↓↓↓
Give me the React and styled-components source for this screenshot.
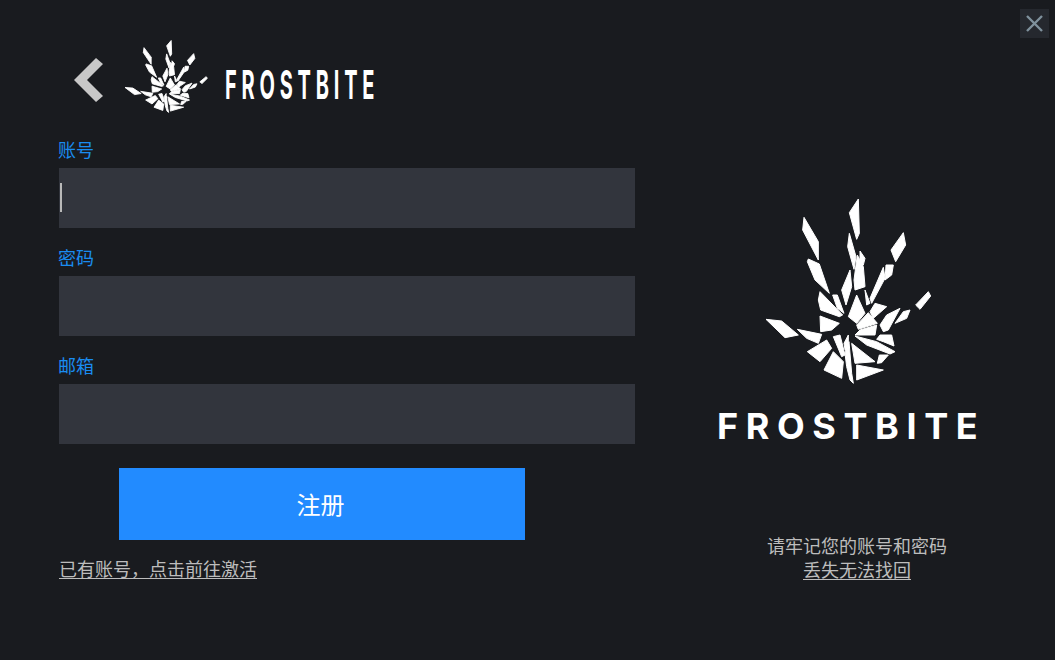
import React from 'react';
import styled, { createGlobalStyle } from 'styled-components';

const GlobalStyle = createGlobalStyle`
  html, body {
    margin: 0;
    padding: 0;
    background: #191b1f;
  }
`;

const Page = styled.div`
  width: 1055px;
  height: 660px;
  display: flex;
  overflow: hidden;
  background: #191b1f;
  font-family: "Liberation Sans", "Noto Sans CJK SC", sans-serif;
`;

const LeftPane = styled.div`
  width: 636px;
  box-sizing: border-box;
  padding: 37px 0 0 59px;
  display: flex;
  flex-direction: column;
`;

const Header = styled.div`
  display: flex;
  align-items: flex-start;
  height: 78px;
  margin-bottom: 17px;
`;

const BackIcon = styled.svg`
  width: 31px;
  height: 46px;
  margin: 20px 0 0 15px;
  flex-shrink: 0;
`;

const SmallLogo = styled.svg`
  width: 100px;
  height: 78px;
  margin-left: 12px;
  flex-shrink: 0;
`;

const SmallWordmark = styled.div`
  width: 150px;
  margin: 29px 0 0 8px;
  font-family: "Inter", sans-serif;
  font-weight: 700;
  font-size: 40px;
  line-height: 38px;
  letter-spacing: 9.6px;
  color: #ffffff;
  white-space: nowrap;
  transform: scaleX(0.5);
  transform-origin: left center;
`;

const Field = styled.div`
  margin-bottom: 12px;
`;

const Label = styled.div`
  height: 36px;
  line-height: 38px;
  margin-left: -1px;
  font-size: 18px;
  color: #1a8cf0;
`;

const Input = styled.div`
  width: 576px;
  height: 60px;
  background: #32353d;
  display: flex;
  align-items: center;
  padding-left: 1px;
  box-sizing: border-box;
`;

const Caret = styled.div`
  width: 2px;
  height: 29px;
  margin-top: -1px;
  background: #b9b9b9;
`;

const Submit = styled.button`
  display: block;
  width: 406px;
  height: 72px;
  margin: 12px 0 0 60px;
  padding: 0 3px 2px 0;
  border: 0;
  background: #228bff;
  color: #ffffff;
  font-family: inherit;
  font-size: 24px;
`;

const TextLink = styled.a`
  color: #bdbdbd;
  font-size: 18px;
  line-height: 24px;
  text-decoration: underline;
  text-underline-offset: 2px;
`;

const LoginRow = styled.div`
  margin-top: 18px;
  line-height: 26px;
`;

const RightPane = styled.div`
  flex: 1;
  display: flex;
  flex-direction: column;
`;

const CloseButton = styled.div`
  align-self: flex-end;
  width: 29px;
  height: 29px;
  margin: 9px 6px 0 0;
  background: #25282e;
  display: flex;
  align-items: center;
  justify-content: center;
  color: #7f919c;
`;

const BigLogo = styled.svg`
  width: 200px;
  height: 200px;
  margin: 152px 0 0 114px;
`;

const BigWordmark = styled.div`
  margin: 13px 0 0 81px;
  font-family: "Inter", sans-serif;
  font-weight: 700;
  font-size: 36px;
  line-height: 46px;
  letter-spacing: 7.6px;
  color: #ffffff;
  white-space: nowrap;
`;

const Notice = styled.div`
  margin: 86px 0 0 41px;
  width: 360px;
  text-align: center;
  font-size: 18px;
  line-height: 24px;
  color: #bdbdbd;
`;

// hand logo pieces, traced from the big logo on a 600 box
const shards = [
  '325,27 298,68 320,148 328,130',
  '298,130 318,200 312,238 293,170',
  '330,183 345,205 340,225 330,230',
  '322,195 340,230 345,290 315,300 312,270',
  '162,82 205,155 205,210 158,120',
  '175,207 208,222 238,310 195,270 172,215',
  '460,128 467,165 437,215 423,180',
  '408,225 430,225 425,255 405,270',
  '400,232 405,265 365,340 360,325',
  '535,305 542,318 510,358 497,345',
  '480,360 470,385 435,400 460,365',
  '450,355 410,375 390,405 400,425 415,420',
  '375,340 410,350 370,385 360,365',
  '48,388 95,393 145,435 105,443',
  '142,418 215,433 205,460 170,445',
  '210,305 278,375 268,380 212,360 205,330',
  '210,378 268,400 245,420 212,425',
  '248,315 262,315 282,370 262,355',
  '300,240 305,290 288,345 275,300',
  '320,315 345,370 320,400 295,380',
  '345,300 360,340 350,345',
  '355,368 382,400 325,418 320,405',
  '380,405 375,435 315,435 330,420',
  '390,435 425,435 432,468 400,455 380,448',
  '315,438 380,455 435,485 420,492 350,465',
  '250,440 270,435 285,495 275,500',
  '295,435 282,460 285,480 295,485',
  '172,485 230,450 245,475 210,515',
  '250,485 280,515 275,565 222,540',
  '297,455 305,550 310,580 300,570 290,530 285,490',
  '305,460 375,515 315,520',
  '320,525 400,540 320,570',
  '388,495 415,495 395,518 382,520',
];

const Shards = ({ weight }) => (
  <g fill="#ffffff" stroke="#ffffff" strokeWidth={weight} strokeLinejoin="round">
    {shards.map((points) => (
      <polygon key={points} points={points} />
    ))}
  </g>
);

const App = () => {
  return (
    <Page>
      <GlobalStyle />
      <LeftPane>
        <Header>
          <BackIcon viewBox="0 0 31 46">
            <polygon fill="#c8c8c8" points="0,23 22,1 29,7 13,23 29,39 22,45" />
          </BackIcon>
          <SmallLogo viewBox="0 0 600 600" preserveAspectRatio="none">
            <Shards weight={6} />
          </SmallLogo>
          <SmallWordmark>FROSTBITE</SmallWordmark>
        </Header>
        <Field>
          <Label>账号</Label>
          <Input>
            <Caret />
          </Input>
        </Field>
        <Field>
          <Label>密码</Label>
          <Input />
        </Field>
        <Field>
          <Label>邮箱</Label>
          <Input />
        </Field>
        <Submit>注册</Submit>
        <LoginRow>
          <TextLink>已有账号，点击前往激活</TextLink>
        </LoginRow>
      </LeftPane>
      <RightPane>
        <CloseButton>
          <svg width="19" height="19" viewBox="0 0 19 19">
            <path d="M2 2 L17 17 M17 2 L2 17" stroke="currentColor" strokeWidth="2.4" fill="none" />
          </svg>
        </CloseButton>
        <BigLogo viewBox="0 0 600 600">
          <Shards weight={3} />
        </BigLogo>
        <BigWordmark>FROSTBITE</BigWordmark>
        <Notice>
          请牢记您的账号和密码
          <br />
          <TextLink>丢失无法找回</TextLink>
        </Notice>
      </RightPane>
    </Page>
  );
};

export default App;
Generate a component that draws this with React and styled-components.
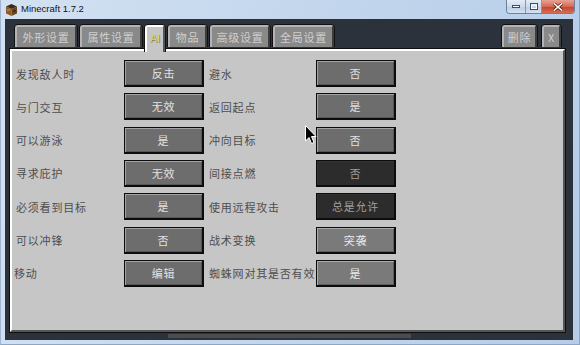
↑↑↑
↓↓↓
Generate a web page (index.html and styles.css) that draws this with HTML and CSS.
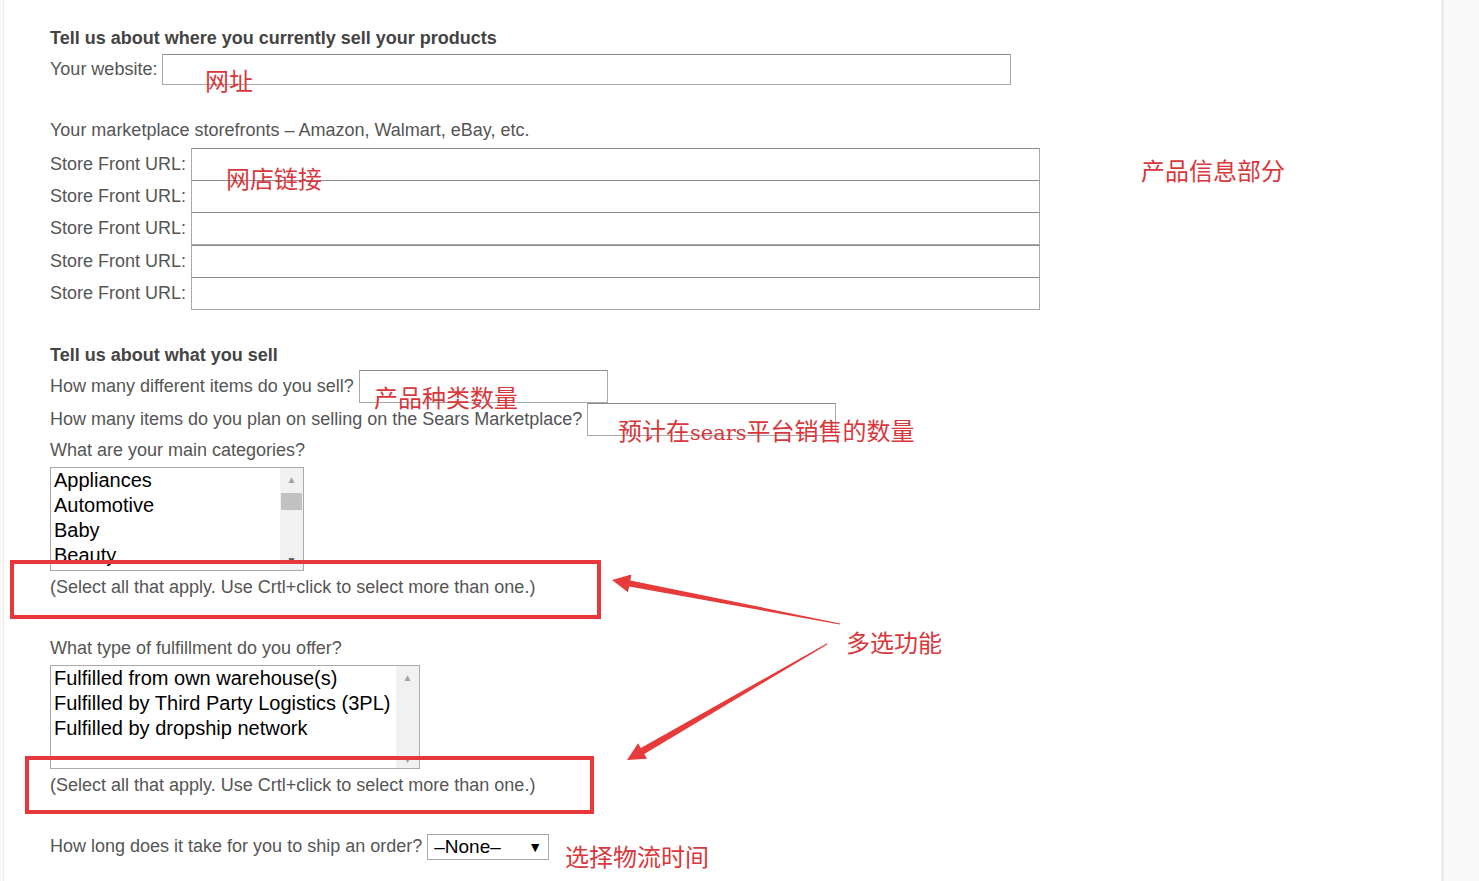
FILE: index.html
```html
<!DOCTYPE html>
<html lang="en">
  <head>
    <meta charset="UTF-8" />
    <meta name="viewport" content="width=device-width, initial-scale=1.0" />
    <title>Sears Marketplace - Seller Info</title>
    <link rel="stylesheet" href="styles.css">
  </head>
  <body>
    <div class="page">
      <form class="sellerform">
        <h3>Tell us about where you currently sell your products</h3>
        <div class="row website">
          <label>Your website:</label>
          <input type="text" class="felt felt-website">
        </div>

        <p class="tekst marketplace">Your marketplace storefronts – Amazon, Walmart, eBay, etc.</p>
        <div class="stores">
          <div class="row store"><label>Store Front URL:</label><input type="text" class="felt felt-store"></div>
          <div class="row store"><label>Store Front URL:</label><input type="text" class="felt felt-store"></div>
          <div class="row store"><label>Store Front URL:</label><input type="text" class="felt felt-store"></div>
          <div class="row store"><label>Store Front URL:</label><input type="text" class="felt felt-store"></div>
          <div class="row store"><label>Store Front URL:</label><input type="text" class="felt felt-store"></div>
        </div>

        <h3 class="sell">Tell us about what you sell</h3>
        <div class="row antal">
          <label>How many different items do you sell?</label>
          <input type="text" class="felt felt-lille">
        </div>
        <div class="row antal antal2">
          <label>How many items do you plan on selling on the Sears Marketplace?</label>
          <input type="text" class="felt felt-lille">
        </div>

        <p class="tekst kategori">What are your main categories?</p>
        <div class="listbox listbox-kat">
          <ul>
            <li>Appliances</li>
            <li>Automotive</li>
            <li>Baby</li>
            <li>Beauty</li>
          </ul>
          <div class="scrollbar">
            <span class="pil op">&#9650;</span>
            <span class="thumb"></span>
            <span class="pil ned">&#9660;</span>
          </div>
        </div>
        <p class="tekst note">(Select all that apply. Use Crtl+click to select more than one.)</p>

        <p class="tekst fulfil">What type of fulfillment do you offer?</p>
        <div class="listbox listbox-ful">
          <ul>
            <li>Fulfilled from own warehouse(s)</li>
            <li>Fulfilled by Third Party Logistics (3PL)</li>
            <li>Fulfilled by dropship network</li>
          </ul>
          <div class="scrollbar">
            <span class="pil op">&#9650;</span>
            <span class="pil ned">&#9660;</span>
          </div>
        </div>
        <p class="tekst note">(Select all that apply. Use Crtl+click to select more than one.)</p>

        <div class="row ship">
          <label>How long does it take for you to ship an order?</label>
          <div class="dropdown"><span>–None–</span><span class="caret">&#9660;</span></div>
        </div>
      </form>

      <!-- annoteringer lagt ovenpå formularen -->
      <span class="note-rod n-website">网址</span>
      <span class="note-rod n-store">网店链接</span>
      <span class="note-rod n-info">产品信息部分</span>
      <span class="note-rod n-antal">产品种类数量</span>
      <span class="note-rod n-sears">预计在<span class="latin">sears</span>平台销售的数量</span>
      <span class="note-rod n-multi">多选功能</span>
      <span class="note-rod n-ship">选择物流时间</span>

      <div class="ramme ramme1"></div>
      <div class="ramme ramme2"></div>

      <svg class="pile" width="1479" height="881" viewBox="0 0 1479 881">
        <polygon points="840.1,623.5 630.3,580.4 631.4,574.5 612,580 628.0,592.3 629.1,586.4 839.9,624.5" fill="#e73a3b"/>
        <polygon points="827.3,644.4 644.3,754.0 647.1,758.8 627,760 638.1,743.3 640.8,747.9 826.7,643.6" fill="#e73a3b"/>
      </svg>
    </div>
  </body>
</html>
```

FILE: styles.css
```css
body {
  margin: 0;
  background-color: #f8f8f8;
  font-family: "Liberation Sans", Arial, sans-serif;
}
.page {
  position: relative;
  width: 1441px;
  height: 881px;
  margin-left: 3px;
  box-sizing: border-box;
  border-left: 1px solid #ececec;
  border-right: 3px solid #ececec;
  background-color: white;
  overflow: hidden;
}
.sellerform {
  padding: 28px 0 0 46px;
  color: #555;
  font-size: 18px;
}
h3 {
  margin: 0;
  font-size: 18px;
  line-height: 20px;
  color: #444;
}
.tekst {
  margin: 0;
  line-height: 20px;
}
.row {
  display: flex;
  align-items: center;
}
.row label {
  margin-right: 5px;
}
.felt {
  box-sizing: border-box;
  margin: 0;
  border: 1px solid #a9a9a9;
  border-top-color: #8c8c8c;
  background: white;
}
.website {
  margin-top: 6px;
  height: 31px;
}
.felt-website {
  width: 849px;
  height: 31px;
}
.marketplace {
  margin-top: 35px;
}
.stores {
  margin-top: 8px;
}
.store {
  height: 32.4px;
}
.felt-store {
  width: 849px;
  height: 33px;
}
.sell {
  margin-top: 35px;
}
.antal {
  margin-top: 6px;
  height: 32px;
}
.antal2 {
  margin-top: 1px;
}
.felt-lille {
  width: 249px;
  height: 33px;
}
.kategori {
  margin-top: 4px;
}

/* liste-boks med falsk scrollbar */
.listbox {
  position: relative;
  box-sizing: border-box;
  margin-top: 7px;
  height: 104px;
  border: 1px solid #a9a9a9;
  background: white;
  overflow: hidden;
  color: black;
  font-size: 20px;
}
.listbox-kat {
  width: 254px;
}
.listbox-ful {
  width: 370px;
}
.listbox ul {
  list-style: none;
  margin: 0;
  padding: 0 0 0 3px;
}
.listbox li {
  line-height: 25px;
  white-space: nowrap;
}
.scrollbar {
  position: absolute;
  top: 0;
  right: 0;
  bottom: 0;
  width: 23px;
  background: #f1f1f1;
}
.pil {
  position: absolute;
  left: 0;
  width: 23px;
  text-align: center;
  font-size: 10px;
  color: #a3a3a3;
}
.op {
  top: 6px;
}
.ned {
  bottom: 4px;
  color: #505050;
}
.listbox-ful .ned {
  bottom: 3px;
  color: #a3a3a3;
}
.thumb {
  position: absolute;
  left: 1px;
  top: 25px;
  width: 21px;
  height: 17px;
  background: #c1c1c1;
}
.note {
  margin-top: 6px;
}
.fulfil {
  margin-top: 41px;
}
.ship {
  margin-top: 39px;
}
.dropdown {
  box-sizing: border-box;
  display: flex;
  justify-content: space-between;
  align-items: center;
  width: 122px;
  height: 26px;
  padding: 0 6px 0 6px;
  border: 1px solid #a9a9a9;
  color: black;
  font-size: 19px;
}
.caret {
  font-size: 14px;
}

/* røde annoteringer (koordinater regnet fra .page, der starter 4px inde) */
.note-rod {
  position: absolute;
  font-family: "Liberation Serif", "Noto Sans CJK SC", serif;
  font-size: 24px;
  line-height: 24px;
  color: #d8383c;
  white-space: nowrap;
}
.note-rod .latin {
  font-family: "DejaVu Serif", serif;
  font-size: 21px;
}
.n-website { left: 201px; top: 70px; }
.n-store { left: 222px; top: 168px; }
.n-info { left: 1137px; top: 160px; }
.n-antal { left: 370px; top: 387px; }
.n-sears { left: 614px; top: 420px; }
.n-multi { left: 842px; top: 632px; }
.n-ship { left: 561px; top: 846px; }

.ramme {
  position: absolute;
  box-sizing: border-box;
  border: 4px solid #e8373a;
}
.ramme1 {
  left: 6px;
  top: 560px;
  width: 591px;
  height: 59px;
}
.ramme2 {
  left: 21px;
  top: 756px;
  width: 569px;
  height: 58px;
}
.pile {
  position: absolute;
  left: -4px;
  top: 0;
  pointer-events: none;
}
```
↑↑↑
What the task asks:
Copy each line above that contains the string "components".

Complete response:
Give me the React and styled-components source for this screenshot.
import styled, { createGlobalStyle } from 'styled-components';
Generate a component that draws this with React and styled-components.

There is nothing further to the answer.